Police are also searching for the murderer of a second teenage girl who had been missing since last Wednesday.

Silvana Tsegai (photo credit: Courtesy)
Silvana Tsegai
(photo credit: Courtesy)
One suspect is at large and four others are in custody after two teenage girls were found dead on Monday in a pair of unrelated brutal murders that have transfixed the public.
Yara Ayub, 16, from the Arab village of Gush Halav in the Galilee, was discovered in a dumpster after having gone missing three days before. Silvana Tsegai, a 12-year-old Eritrean asylum-seeker, was found by her mother in their apartment in the Hatikva neighborhood of Tel Aviv, police said.
Police have placed a gag order on the investigation into Ayub’s case, though police said that a father and son, aged 53 and 28, were arrested in connection with the teenager’s murder. Two additional suspects, a 21-year-old youth and a 50-year-old woman were also arrested Tuesday evening, The Jerusalem Post’s sister publication Maariv reported. The Nazareth District Court extended the arrest of the original suspects for a further nine days.

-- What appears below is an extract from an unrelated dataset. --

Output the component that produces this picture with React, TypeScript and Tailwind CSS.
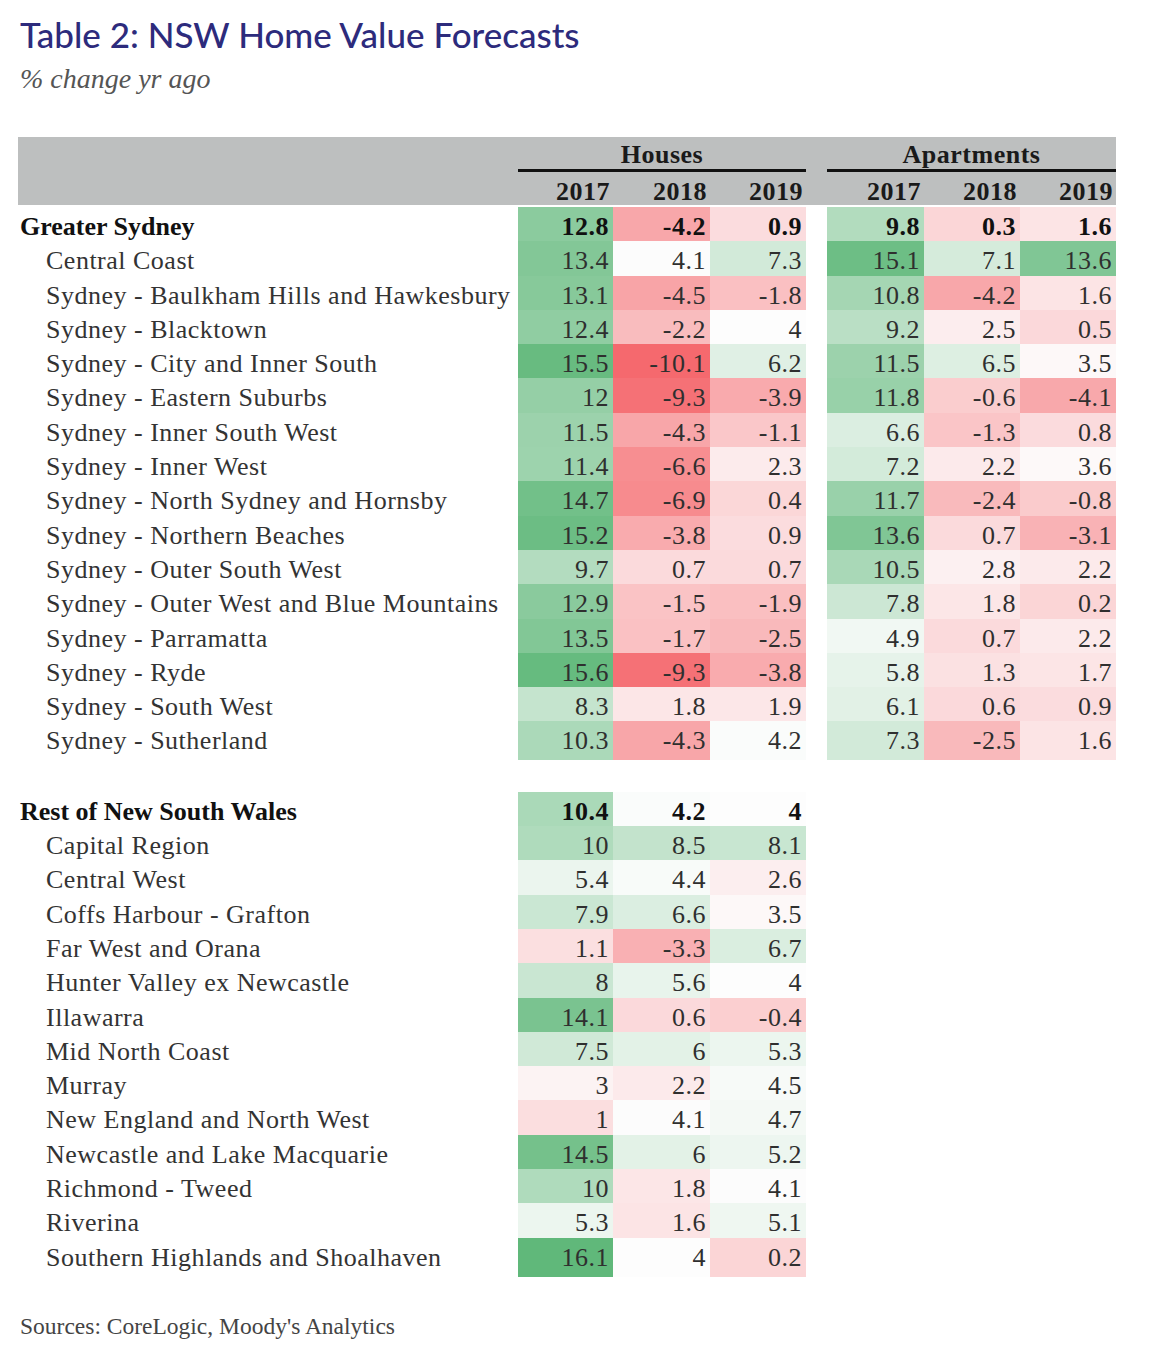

“She was a sweet girl and had no problems,” Ayub’s uncle Saleh Mahmoud told Army Radio. “There are many rumors, but the person who did this is not connected to the family.”
The main suspect in Tsegai’s murder is the mother’s ex-boyfriend, Tesfabran Tesfatsion, also from Eritrea.
Tesfatsion’s father described him as “crazy,” KAN radio reported. Tesfatsion fled the scene, and police are in pursuit.
Tsegai and her mother were planning to leave Israel at the time of the girl’s murder, a move that Tesfatsion opposed, Ynet reported.
While police have originally claimed that Tsegai had not filed any complaints with the police leading up to the murder, a police spokesperson later announced that several days prior to her death she called to complain about Tesfatsion, who had come to the apartment to collect his belongings.
“Both in that complaint and after being questioned by officers about him, the girl stated that he never used violence against her in any way,” the statement said.
Police also asked for the public’s help in locating Tesfatsion.
The Tel Aviv municipality also released a statement denying any previous complaints by the mother or daughter. The girl’s mother was in contact with the Office for Migrant Community Assistance (Mesila) more than a year ago and was advised to file a complaint with the police; she has not been in touch since then.
Johnny, an asylum-seeker from Eritrea who knew Tsegai, told KAN News that she had called the police on Saturday, days before the murder, complaining that Tesfatsion had been threatening her for months.
“For the past two weeks the neighbors were saying that the mother was afraid” of Tesfatsion, Johnny said. “The girl told the neighbors that she did not want to go home.”
“We can no longer bear the terrible news that just keeps coming,” said the Israel Women’s Network in response to the murders. “This is an emergency that cannot be ignored. It’s time for the government to join the war for the lives of women in Israel.”